Sure, A Night at the Opera is a trade-off. On the plus side, it’s possible to care about the romantic leads and the plot. And it doesn’t entirely neuter Groucho, who is as much looking out for his own interests as those of the leads. But the air of the surreal is all but gone. About all that’s left is Groucho addressing the audience directly—and I think that only happens once. The world of A Night at the Opera is fairly realistic—even to the unthinkable extent of Mrs. Claypool (Dumont again, of course) seeing through Groucho’s brazen chicanery. That would never have happened in her Paramount appearances. And it’s true of all the characters—instead of blindly accepting Groucho at his word, here they’re clearly skeptical.
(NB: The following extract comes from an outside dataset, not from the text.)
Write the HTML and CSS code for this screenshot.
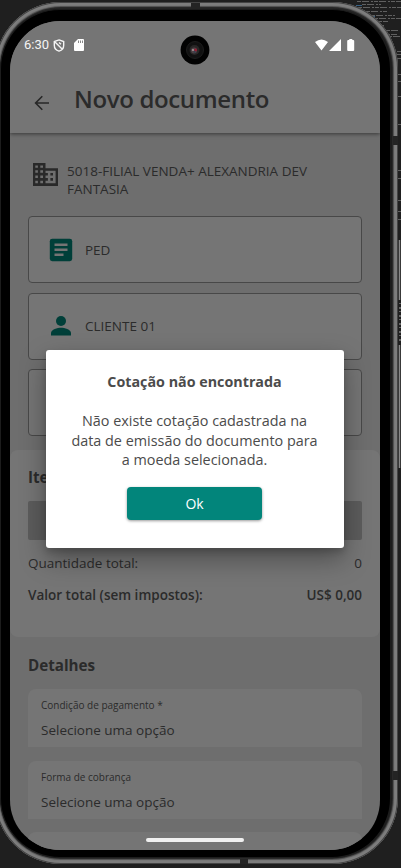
FILE: index.html
```
<!DOCTYPE html>
<html lang="pt-BR">
<head>
<meta charset="utf-8">
<title>Novo documento</title>
<link rel="stylesheet" href="styles.css">
</head>
<body>
<svg class="backdrop" width="401" height="868" viewBox="0 0 401 868" fill="none">
  <g stroke="#606060" stroke-width="1" stroke-dasharray="4 1 7 2 2 1">
    <path d="M357 1.500H401M362 4.500H381M358 7.500H401M366 11.500H388M371 15.500H395M374 18.500H401M378 21.500H388M381 25.500H384M386 30.500H400M386 34.500H397M388 36.500H401M397 51.500H401M397 54.500H401M397 58.500H401M398 74.500H401M398 81.500H401M398 96.500H401M398 124.500H401M398 170.500H401M398 178.500H401M398 200.500H401M398 211.500H401M398 219.500H401"/>
  </g>
  <path d="M356 5.500H362M372 16.500H375" stroke="#386184"/>
  <path d="M399.500 240V300M399.500 345V468" stroke="#888" stroke-width="1.500"/>
  <path d="M400 303V342" stroke="#666" stroke-width="2" stroke-dasharray="1 3 2 2"/>
</svg>
<div class="phone">
  <i class="seam seam-top"></i><i class="seam seam-bottom"></i><i class="seam seam-right-a"></i><i class="seam seam-right-b"></i>
  <div class="bezel">
    <main class="screen">
      <header class="header">
        <div class="status">
          <span class="clock">6:30</span>
          <svg class="shield" width="12" height="13" viewBox="0 0 12 13" fill="none" stroke="#f5f5f5" stroke-width="1.400"><path d="M6 .9 10.700 2.600V6.200C10.700 9.100 8.700 11.300 6 12.100 3.300 11.300 1.300 9.100 1.300 6.200V2.600ZM2 3 9.300 10.200M6 3.500 8 5.300"/></svg>
          <svg class="sd" width="10" height="12" viewBox="0 0 10 12"><path fill="#fff" d="M4 0H9Q10 0 10 1V11Q10 12 9 12H1Q0 12 0 11V4Z"/><path stroke="#888" d="M4.500 1.500V4M6.500 1.500V4M8.500 1.500V4"/></svg>
          <svg class="signals" width="41" height="13" viewBox="0 0 41 13" fill="#fff"><path d="M0 3Q6.500-2 13 3L6.500 11.500ZM26 0V12H14ZM34.300 1V0H37.300V1H38.200Q39.200 1 39.200 2V11Q39.200 12 38.200 12H33.200Q32.200 12 32.200 11V2Q32.200 1 33.200 1Z"/></svg>
        </div>
        <div class="titlebar">
          <svg width="16" height="16" viewBox="0 0 16 16" fill="none" stroke="#272727" stroke-width="1.600"><path d="M15 8H2M8.300 1.300 1.600 8 8.300 14.700"/></svg>
          <h1>Novo documento</h1>
        </div>
      </header>
      <section class="company">
        <svg width="25" height="23" viewBox="0 0 24 22" fill="#292929"><path fill-rule="evenodd" d="M0 0H12V5H24V22H0ZM2.200 2.300V4.500H4.700V2.300ZM7 2.300V4.500H9.600V2.300ZM2.200 7V9.300H4.700V7ZM7 7V9.300H9.600V7ZM2.200 12V14.300H4.700V12ZM7 12V14.300H9.600V12ZM2.200 17V19.500H4.700V17ZM7 17V19.500H9.600V17ZM12 7.300V9.500H14.300V12H12V14.300H14.300V17H12V19.500H21.700V7.300ZM16.700 9.500H19.200V12H16.700ZM16.700 14.300H19.200V17H16.700Z"/></svg>
        <p><span class="line">5018-FILIAL VENDA+ ALEXANDRIA DEV</span><span class="line">FANTASIA</span></p>
      </section>
      <section class="choices">
        <div class="choice"><svg width="24" height="24" viewBox="0 0 24 24"><rect x=".8" y=".8" width="22.400" height="22.400" rx="2.400" fill="#003f39"/><path d="M5.500 6.800H18.500M5.500 11.800H18.500M5.500 16.800H14.500" stroke="#747474" stroke-width="2.500"/></svg><span>PED</span></div>
        <div class="choice"><svg width="24" height="24" viewBox="0 0 24 24" fill="#003f39"><circle cx="12" cy="7" r="5"/><path d="M2 21.500V19C2 15.700 8.600 13.800 12 13.800S22 15.700 22 19V21.500Z"/></svg><span>CLIENTE 01</span></div>
        <div class="choice"></div>
      </section>
      <section class="items">
        <h2>Itens</h2>
        <div class="add"></div>
        <div class="total"><span>Quantidade total:</span><span>0</span></div>
        <div class="total strong"><span>Valor total (sem impostos):</span><span>US$ 0,00</span></div>
      </section>
      <section class="details">
        <h2>Detalhes</h2>
        <div class="field"><label>Condição de pagamento *</label><span class="pick">Selecione uma opção</span></div>
        <div class="field"><label>Forma de cobrança</label><span class="pick">Selecione uma opção</span></div>
        <div class="field"></div>
      </section>
    </main>
  </div>
</div>
<svg class="camera" width="30" height="30" viewBox="0 0 30 30"><circle cx="15" cy="15" r="14.400" fill="#020202"/><circle cx="15" cy="15" r="8.500" fill="#111" stroke="#1c1c1c"/><circle cx="14.500" cy="15" r="5" fill="#292727"/><circle cx="14" cy="15.500" r="3" fill="#504447"/><circle cx="13" cy="15" r="1.100" fill="#a5979a"/><circle cx="15.700" cy="15" r="1.400" fill="#941d34"/><circle cx="14.500" cy="17" r="1" fill="#353f52"/></svg>
<div class="dialog" role="dialog">
  <h3>Cotação não encontrada</h3>
  <p><span class="line">Não existe cotação cadastrada na</span><span class="line">data de emissão do documento para</span><span class="line">a moeda selecionada.</span></p>
  <button>Ok</button>
</div>
<div class="homebar"></div>
</body>
</html>
```
FILE: styles.css
```
* { box-sizing: border-box; }
body { margin: 0; width: 401px; height: 868px; overflow: hidden; position: relative; background: #1f1f1f; font-family: "Open Sans", "Noto Sans", sans-serif; color: #2b2b2b; }
h1, h2, h3, p { margin: 0; }
span { white-space: nowrap; }
.line { display: block; }
.backdrop { position: absolute; left: 0; top: 0; }
.phone { position: absolute; left: -5px; top: 2px; width: 403px; height: 862px; border-radius: 66px; background: #252525; box-shadow: inset 0 0 0 1px #444, inset 0 0 1px 4px #7d7d7d, inset 0 0 1px 5px #555; padding: 7px 6px 6px 5px; }
.seam { position: absolute; background: #242424; }
.seam-top { left: 196px; top: 1px; width: 9px; height: 6px; }
.seam-bottom { left: 245px; bottom: 0; width: 8px; height: 5px; }
.seam-right-a { right: 0; top: 134px; width: 5px; height: 9px; }
.seam-right-b { right: 0; top: 769px; width: 5px; height: 9px; }
.bezel { width: 392px; height: 849px; background: #000; border-radius: 60px; border: 1px solid #1c1c1c; border-right-width: 2px; padding: 11px 0 0 9px; }
.screen { width: 370px; height: 829px; overflow: hidden; border-radius: 50px; background: #6e6e6e; }
.header { position: relative; height: 112px; background: #757575; box-shadow: 0 1px 4px rgba(0,0,0,.5); }
.status { display: flex; height: 46px; padding: 2px 24px 0 14px; align-items: center; }
.clock { color: #f4f4f4; font: 13px/16px Roboto, sans-serif; width: 25px; }
.shield { margin-left: 4px; }
.sd { margin-left: 9px; }
.signals { margin-left: auto; }
.titlebar { display: flex; align-items: center; height: 66px; padding: 0 24px; gap: 24px; }
.titlebar svg { margin-top: 6px; }
h1 { font-size: 24px; letter-spacing: -.35px; font-weight: 600; line-height: 34px; margin-top: -3px; }
.company { height: 83px; padding: 29px 23px 0; display: flex; gap: 9px; }
.company svg { margin-top: 1px; }
.company p { font-size: 13.500px; line-height: 18px; }
.choices { padding: 0 18px; display: flex; flex-direction: column; gap: 9.500px; }
.choice { height: 67px; border: 1px solid #484848; border-radius: 4px; background: #757575; display: flex; align-items: center; gap: 12px; padding-left: 20px; font-size: 13.500px; }
.items { height: 187px; margin-top: 14px; border-radius: 8px; padding: 18px 18px 0; background: #757575; }
h2 { font-size: 15.200px; line-height: 20px; font-weight: 700; }
.items h2 { position: relative; top: -1px; }
.add { height: 39px; margin-top: 13px; background: #5c5c5c; border-radius: 2px; }
.total { display: flex; justify-content: space-between; font-size: 13.500px; line-height: 20px; margin-top: 13px; }
.strong { font-weight: 600; margin-top: 12px; }
.details { padding: 18px 18px 0; }
.field { height: 58px; background: #757575; border-radius: 8px 8px 0 0; margin: 0 0 13.500px; padding: 8px 13px; }
.details h2 { margin-bottom: 14px; }
.field label { display: block; font-size: 10px; line-height: 16px; }
.pick { display: block; font-size: 13.500px; line-height: 20px; margin-top: 7px; }
.camera { position: absolute; left: 180px; top: 35px; }
.dialog { position: absolute; left: 45.500px; top: 350px; width: 298px; height: 198px; background: #fff; border-radius: 3px; box-shadow: 0 11px 26px rgba(0,0,0,.35), 0 4px 6px rgba(0,0,0,.15); text-align: center; color: #4b4b4b; padding-top: 22px; }
.dialog h3 { font-size: 14.300px; line-height: 20px; font-weight: 700; }
.dialog p { margin: 19px 0 17px; font-size: 14.400px; line-height: 19.700px; }
button { display: block; width: 135px; height: 33px; margin: auto; border: 0; border-radius: 4px; background: #02857b; color: #fff; font: 14px "Open Sans", sans-serif; box-shadow: 0 1px 3px rgba(0,0,0,.4); }
.homebar { position: absolute; left: 146px; top: 838px; width: 98px; height: 4px; border-radius: 2px; background: #f0f0f0; }
```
There’s no denying it diminishes him.
Still, having said that, I’m of the opinion that A Night at the Opera is probably the best all-around introduction to the Marx Brothers. So does that mean I won the argument? Well, not really. I told Justin to make it either A Night at the Opera or Animal Crackers and left it up to him. Why it was A Night at the Opera when I saw the schedule I don’t know, but it was ultimately his choice and it is screening on at 8 p.m. on Tuesday, December 14th in the Cinema Lounge at The Carolina. On the off-chance that any of the students I spoke with the other day read this, they can consider it a personal invitation to come check out a Marx Brothers film that they might like better. Then again, they might not, so I’ll be scanning the crowd for folks carrying ropes or overripe vegetables.